We Can Learn Hard Things
Alison Shea
Talent & Learning Executive | Driver of Innovative Growth & Improvement | Creating Measurable Business Solutions
It is tempting to think that when something feels hard, it is your body or brain telling you to stop... but there is a difference between hard and pain.?
Sometimes, it is a fine line.
Hard and painful to discern at times, but discomfort can sometimes be where the growth begins to happen, the strengthening of something new...
What is the most painful lesson you ever learned in life?
What is the hardest lesson you ever learned in life?
I have been thinking a lot about that lately.
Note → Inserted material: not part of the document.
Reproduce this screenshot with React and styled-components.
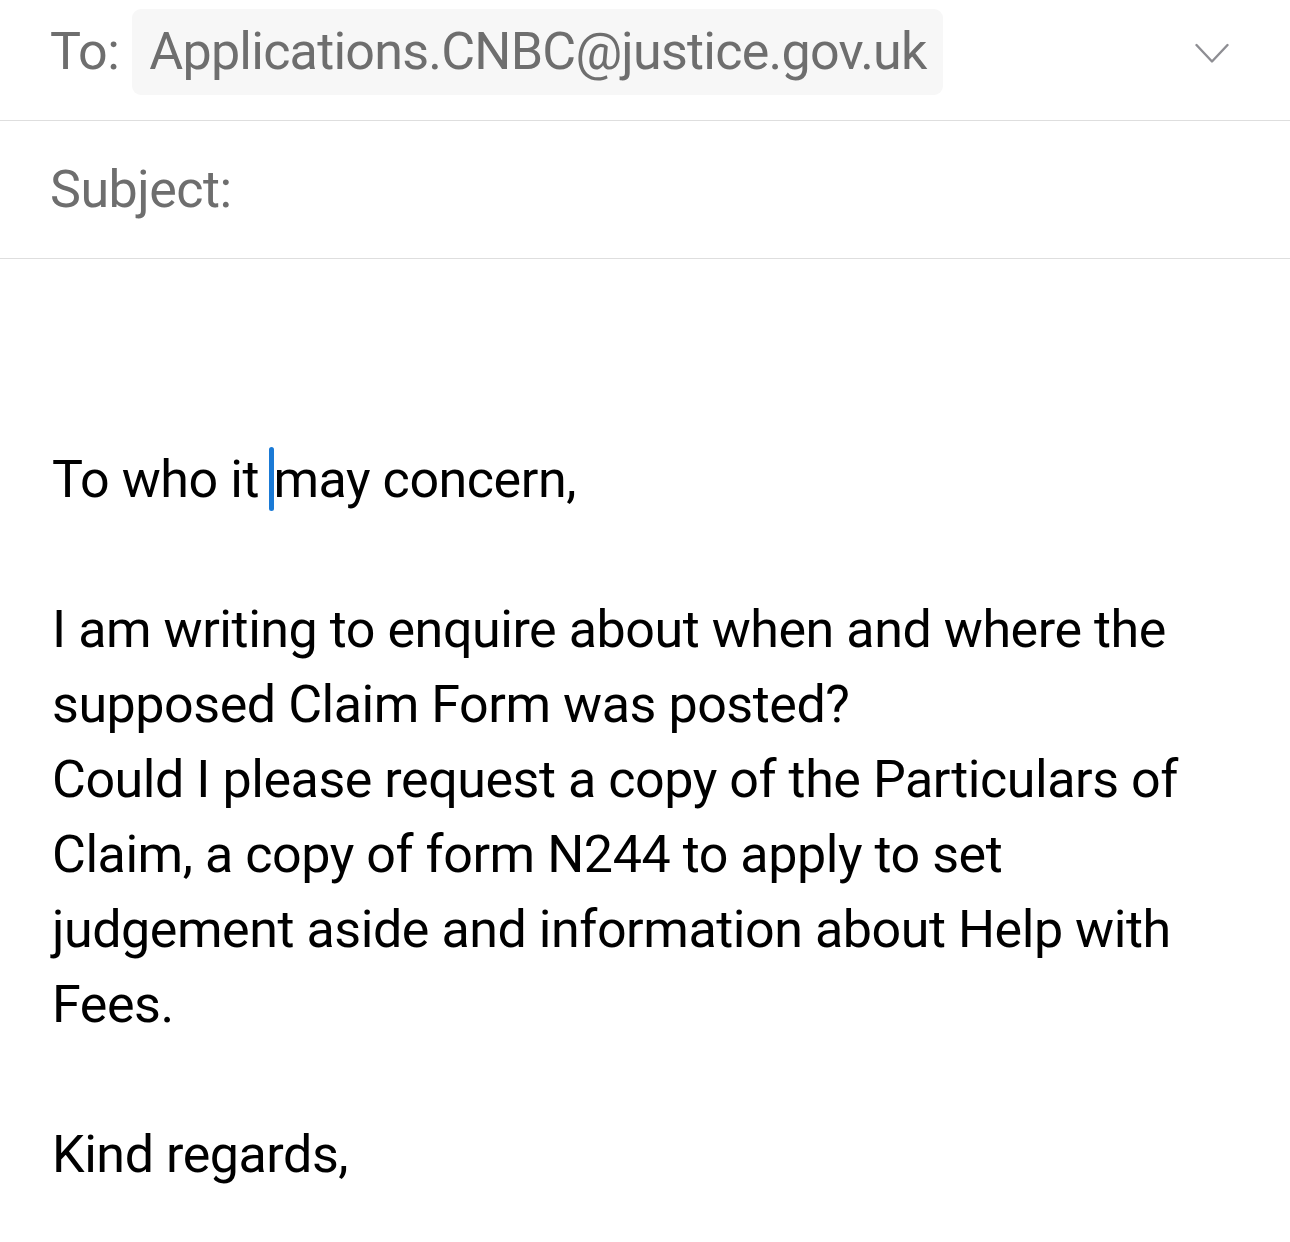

There are some hard lessons that I learned from succeeding… eventually.?
And then there are the lessons that took the same failure over and over again, the same situation wrapped up in different paper, so I didn’t realize it was a duplicate lesson until I finally learned it.?
We know from research that when studying new information, making errors and correcting them is even more powerful for learning than just studying the correct information.
We can boost the impact of our own learning by consciously correcting our errors.
Maybe it is because of my natural inclination to teach and to nurture, so I am always actively looking for problems to help solve. I want to clear out what is blocked and align for productivity.?
The thing is, that is most effective with organizations or humans who want help or to learn, and it will require change…
Sometimes you may encounter an organization or human that thinks they want to learn to do something new, something that is different from what isn’t working.?
Different can be scary, though, and sometimes it is less scary to distract from finding a fix by looking for a “root cause” to blame for the same problem that has been in existence longer than anyone remembers.?
When being scared of changing becomes the reason that a problem still exists, there is no solution or knowledge of the root cause that will change anything.?
Nothing changes if nothing changes.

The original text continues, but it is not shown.